WA jobs figures show Federal Labor that business concerns are no “fairy tale”

Despite Western Australia’s unemployment rate falling to 5.9 per cent in February – down from 6.9 per cent – WA still retains the unenviable position of having the second highest unemployment rate in the country.

Even though unemployment has decreased by 1 per cent over the month, 0.8 per cent of that fall is because 11,000 people have stopped looking for work in WA. Total employment in WA has continued to fall for the fifth consecutive month in trend terms and this should ring alarm bells.

Youth unemployment also remains the second highest in the country at 15.2 per cent, equal to South Australia, which means over 33,000 young West Australians who want a job are unable to find one. 123,400 West Australians remain underemployed and want more work. 84,300 West Australians are unemployed.

Federal Opposition Leader Bill Shorten did not seek to reassure WA workers that their jobs wouldn’t be put at risk yesterday when confronted with the fact that 76 per cent of WA businesses had indicated they would be forced to lay off workers, reduce existing workers’ hours or delay hiring new workers if a future Federal Labor Government implements the ACTU’s proposed 11 per cent minimum wage increase.

Instead, he doubled down on his attack on businesses and dismissed the small business feedback as a “fairy tale”.

At a time when the WA Government is trying to achieve its 150,000 jobs target and trend employment in the State has fallen for five consecutive months, Federal Labor should be listening to WA small businesses when they explain that the east coast and WA are experiencing very different business conditions.

An average annual growth in employment of about 2 per cent is required over the target period to achieve the WA Government’s objective.
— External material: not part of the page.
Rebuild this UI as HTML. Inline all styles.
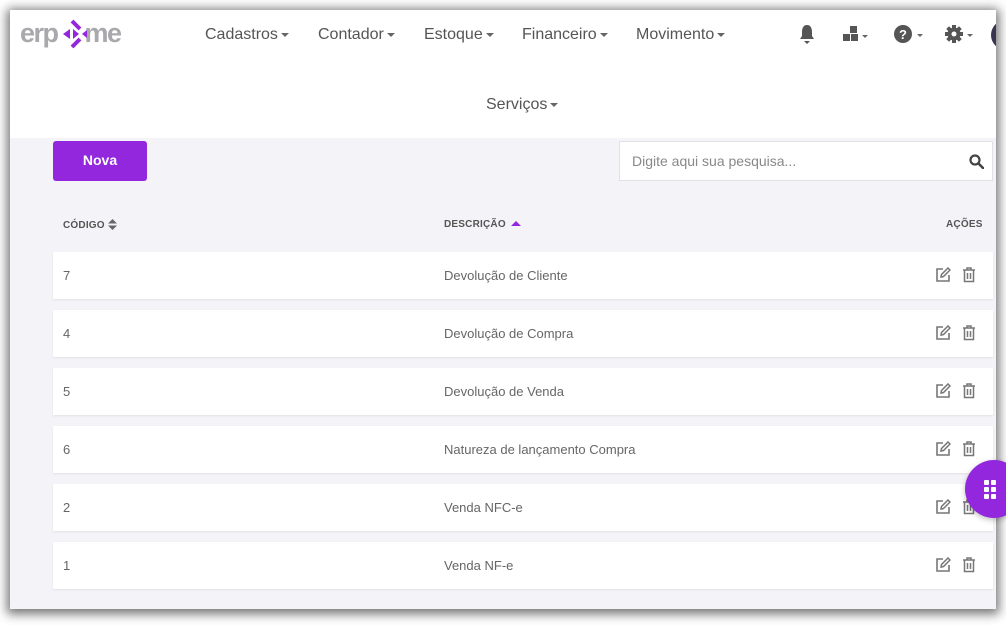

Given employment has grown at just 1.1 per cent per year on average for the past decade, this is already a bold target, without Federal Labor and big unions putting it further at risk by forcing unsustainable wage rises that small business cannot afford.

Small businesses in WA have made it clear that if Federal Labor implements the ACTU’s living wage proposal it would cost WA jobs and push unemployment higher. Opposition Leader Bill Shorten and Federal Labor must now act to reassure WA workers and job seekers by ruling out this ill-conceived policy altogether.